Deb Brandon: Living in Radiant Color

Tangle

I drifted towards the light, a white, pure light. I wanted to become one with it. I felt warm, at peace. I was. Time was irrelevant. Until I realizedI was floating in place, no longer drifting upward.
I was vaguely disappointed as I regained awareness, awakening into a dark room, my room in rehab. I was disoriented, confused. Where was the light? Where was I? What had just happened?
I felt detached from the world around me when I emerged from the grand-mal seizure. I was an outsider, baffled, numb.

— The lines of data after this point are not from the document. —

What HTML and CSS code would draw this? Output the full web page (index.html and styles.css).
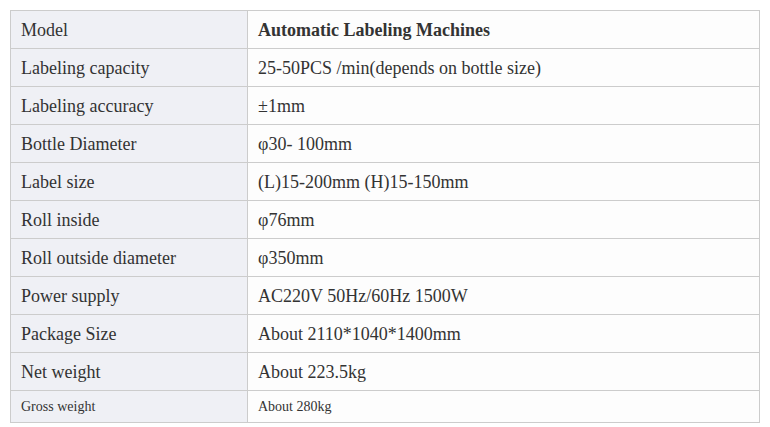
FILE: index.html
```html
<!DOCTYPE html>
<html>
<head>
<meta charset="utf-8">
<link rel="stylesheet" href="styles.css">
</head>
<body>
<table class="spec">
  <colgroup><col class="c1"><col class="c2"></colgroup>
  <tr><td class="k">Model</td><td class="v"><strong>Automatic Labeling Machines</strong></td></tr>
  <tr><td class="k">Labeling capacity</td><td class="v">25-50PCS /min(depends on bottle size)</td></tr>
  <tr><td class="k">Labeling accuracy</td><td class="v">±1mm</td></tr>
  <tr><td class="k">Bottle Diameter</td><td class="v">φ30- 100mm</td></tr>
  <tr><td class="k">Label size</td><td class="v">(L)15-200mm (H)15-150mm</td></tr>
  <tr><td class="k">Roll inside</td><td class="v">φ76mm</td></tr>
  <tr><td class="k">Roll outside diameter</td><td class="v">φ350mm</td></tr>
  <tr><td class="k">Power supply</td><td class="v">AC220V 50Hz/60Hz 1500W</td></tr>
  <tr><td class="k">Package Size</td><td class="v">About 2110*1040*1400mm</td></tr>
  <tr><td class="k">Net weight</td><td class="v">About 223.5kg</td></tr>
  <tr class="small"><td class="k">Gross weight</td><td class="v">About 280kg</td></tr>
</table>
</body>
</html>
```
FILE: styles.css
```css
body {
  margin: 10px;
  background: #fff;
  font-family: "Liberation Serif", "Times New Roman", serif;
  color: #333;
}
.spec {
  border-collapse: collapse;
  width: 750px;
  table-layout: fixed;
}
.c1 { width: 237px; }
.spec td {
  border: 1px solid #ccc;
  height: 38px;
  padding: 0 10px;
  font-size: 18px;
  line-height: 22px;
  box-sizing: border-box;
  vertical-align: middle;
}
.spec td.k { background: #eff0f5; }
.spec td.v { background: #fdfdfd; }
.spec strong { font-weight: bold; }
.spec tr.small td {
  height: 32px;
  font-size: 14px;
}
```
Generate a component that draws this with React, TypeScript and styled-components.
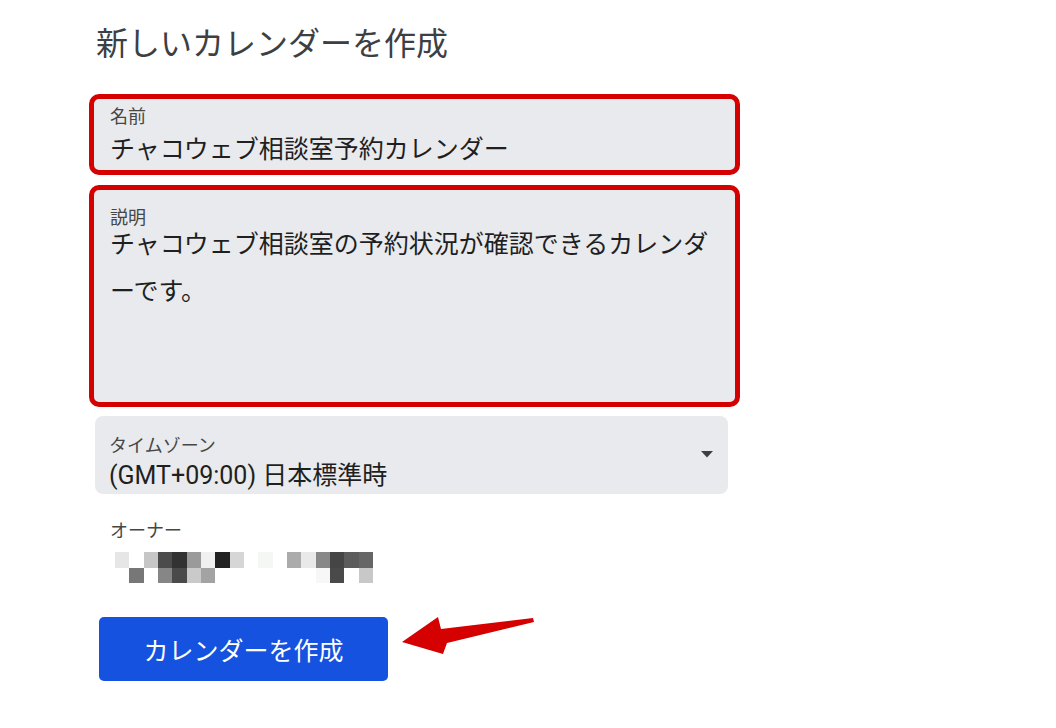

“You’re going to the neuro-ICU.”
What? Why? I didn’t understand. I was supposed to be discharged from rehab the next day. I was supposed to be going home. I couldn’t go back to the ICU. I was done with all that. “I’ll be coming back here, won’t I?”
I relaxed when the nurses assured me that I’ll be returning to the rehab center when all this was over. Whatever this was.
The numbness and confusion stayed with me for several months, through a third brain surgery, my return home, early recovery. That same numbness, detachment, resurfaces every so often. I am still trying to understand what happened to me, what is happening to me, why it won’t go away.
I occasionally wish someone would rescue me, take the bloody brain away.
Hold it! Why am I writing about wanting to be rescued? Though true, I don’t see how I got there.
I’d been writing about other events where I wanted to be rescued. The time when I was thirteen and found myself in a hospital room with a burnt soldier. I’d been distributing candy among the the wounded soldiers from the Yom Kippur War. Somebody had the brilliant idea to send us, a group of girl-scouts over to Rambam Hospital to cheer up the soldiers. And there I was, in a white hospital room, white walls, white bedding, white lighting, with a burnt soldier and his visitor. I stood frozen, my bag of candy tilted towards him, with no clue what to do, wishing the visitor would rescue me and reach out for the candy.
I’d been writing about the time when I tried to understand how a friend, Menachem, had fallen to his death. I was seventeen, on a hike with my boyfriend, Amir, and Menachem and his girlfriend, Naomi. Naomi, Amir, the EMTs, and the police officers tried to protect me from the horror of Menachem’s death, from the sight of his broken body, his brain spattered across the rocks.
I’d been writing about my first grand mal seizure which took place between my first two brain surgeries, when I was forty seven years old.
I’d been writing about the numbness I felt after these events, my difficulties processing them. Except that I felt no numbness after that seizure. I knew exactly what happened and I knew about the possible implications, that the neurosurgeon might postpone the second brain surgery to six months away. No, I didn’t feel numb. In fact, I was very much grounded—I was swearing. I didn’t want to postpone the surgery. I wanted it over with so I could move on and start rebuilding my life, a life that had been brought to a halt by my brain bleeds. I’d been writing about numbness, a numbness I felt after my encounter with the burnt soldier and after Menachem’s fall to his death.
And my story of my second grand-mal seizure, which occurred the day before I was to be discharged, slipped it, near death experience and all. I definitely felt numb after that one, confused, incapable of processing it and the third surgery that followed it.
Three events, the burnt soldier, Menachem, and the near death experience. Three traumatic events, intertwined in my mind, tangled.